One of the plaintiffs, Mrs. Reid, had an office on the second floor above Intermoun-tain and testified that while she could hear the' outbursts of noise, the sounds were muffled. This was the entire extent of plaintiffs’ rebuttal to Mutual’s and Inter-mountain’s testimony respecting the intensity of the noise. Undoubtedly the noise was muffled when it reached Mrs. Reid because there was a solid cement floor separating the second floor from the main floor. While plaintiffs disputed that parking was a problem, they did not contradict the testimony of several Mutual agents that the frequent outbursts of noise were so upsetting that they did not attempt to conduct any sales work on the premises, but were forced to visit prospective buyers in their homes. Mutual’s space and Inter-mountain’s space were separated only by a thin portable wall installed over the carpet. One of the principals of Intermountain testified that its business and Mutual’s business “clashed.” He stated that Mutual was endeavoring to conduct a professional business on a different level from that of Intermountain. Mutual did not make a hasty decision to vacate but exhausted all of its resources and patience to solve the disruption. But despite its pleas and plaintiffs’ attempts, the operation of the two side-by-side businesses was simply not compatible. The trial judge erred in requiring Mutual to tolerate and suffer more noise than it had already endured.
The trial court also based its decision in part on the faulty premise that Mutual had not shown that it had lost any business.

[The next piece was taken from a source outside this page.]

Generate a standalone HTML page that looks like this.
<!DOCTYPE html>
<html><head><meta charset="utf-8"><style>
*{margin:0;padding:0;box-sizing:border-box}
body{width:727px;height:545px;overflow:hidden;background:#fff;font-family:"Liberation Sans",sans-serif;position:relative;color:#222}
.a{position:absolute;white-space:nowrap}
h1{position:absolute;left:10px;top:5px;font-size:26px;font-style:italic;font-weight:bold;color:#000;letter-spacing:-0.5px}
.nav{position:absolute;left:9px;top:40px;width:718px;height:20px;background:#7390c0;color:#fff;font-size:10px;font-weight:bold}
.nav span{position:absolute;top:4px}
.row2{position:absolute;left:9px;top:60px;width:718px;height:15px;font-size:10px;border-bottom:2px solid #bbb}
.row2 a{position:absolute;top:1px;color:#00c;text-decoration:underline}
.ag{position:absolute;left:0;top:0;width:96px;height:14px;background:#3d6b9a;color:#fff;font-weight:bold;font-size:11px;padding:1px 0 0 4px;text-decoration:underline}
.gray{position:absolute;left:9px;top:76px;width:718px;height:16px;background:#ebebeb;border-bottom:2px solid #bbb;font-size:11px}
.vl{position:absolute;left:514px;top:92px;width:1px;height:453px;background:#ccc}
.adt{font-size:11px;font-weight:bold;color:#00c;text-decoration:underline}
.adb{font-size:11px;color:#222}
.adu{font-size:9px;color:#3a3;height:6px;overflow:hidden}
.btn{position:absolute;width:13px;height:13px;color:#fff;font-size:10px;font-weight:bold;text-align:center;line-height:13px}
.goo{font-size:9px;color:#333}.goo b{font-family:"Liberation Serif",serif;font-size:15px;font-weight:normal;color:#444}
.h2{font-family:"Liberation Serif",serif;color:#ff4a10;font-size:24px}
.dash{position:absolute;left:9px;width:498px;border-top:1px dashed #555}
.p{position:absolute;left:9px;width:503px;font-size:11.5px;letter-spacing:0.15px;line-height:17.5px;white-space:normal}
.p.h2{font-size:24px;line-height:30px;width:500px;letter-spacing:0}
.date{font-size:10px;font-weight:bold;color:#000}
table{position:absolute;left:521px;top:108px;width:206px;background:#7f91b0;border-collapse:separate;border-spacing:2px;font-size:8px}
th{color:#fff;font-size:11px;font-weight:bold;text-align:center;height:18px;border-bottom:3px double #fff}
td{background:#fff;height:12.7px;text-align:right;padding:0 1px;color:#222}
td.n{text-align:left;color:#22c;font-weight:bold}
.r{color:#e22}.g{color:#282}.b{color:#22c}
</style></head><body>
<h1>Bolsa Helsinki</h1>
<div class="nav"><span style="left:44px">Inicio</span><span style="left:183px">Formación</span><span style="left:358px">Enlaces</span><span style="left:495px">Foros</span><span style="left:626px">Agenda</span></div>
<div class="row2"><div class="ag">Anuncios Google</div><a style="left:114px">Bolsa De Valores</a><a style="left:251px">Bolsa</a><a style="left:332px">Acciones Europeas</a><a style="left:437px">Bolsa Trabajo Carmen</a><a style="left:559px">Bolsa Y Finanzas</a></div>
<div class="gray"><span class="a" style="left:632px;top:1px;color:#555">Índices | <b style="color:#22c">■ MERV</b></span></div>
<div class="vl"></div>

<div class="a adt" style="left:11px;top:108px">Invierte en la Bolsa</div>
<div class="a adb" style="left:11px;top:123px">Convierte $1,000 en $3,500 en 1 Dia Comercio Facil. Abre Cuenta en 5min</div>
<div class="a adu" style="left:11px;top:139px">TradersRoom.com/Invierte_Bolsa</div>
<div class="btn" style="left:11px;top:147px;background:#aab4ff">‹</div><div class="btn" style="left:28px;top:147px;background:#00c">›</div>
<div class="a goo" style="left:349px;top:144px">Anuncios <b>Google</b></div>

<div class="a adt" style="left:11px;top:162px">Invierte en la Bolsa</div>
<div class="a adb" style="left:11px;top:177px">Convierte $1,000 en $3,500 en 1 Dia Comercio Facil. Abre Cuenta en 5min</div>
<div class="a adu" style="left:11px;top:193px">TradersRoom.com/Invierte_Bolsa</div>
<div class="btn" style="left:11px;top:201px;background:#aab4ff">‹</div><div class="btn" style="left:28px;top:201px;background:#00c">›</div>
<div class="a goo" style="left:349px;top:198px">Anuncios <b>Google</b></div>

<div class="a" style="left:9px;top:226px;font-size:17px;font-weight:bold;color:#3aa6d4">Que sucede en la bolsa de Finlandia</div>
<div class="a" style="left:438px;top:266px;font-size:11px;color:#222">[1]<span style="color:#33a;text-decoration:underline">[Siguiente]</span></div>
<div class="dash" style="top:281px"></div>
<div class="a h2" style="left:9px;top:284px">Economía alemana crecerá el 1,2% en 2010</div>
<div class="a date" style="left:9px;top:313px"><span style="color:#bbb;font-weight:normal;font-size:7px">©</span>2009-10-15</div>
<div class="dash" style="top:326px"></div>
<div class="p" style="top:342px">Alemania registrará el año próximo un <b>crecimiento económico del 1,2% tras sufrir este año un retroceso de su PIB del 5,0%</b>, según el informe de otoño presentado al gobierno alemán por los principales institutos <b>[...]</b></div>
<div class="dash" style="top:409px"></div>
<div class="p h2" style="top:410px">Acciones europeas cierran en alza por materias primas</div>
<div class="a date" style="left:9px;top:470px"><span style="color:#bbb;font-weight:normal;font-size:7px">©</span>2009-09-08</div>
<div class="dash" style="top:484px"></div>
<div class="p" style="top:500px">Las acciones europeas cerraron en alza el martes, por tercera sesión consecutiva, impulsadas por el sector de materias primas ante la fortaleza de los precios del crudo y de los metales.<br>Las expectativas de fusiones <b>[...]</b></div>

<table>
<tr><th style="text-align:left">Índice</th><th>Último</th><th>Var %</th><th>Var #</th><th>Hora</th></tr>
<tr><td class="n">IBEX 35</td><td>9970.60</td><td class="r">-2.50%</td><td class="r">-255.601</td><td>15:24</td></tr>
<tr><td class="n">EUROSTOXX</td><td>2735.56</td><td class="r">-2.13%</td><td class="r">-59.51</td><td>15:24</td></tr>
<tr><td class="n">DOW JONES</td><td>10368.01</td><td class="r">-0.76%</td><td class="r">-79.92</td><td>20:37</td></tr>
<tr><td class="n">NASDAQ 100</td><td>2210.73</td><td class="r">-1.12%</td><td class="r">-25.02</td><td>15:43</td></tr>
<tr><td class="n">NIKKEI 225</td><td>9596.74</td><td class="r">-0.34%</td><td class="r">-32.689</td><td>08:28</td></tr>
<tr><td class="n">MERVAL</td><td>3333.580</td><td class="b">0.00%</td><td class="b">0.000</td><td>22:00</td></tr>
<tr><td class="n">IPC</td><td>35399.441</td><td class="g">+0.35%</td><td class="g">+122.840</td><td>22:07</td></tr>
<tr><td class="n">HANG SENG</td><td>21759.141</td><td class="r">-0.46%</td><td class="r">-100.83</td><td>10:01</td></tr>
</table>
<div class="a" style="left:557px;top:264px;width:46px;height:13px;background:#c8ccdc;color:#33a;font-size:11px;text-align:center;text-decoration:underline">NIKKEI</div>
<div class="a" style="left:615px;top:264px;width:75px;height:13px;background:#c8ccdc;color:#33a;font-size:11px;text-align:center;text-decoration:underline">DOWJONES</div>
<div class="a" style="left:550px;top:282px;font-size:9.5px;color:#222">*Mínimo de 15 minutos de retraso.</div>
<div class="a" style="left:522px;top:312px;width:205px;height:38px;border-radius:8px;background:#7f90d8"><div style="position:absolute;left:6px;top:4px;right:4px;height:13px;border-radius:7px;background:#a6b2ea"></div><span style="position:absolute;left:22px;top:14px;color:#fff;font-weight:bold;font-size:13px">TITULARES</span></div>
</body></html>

Our cases do not require that such a showing be made to constitute a constructive *912eviction. Barker v. Utah Oil Refining Co., Ill Utah at 312, 178 P.2d at 388, held that there is a constructive eviction when the landlord, without intent to oust the tenant, “does some act which deprives the tenant of the beneficial enjoyment of the demised premises or materially impairs such enjoyment.” That is all that is required, and the fact that Mutual did not attempt to prove any loss of business is immaterial.
I would reverse the judgment entered below and remand the case to the trial court with instructions to dismiss plaintiffs’ complaint.
STEWART, J., concurs in the concurring and dissenting opinion of HOWE, Associate C.J.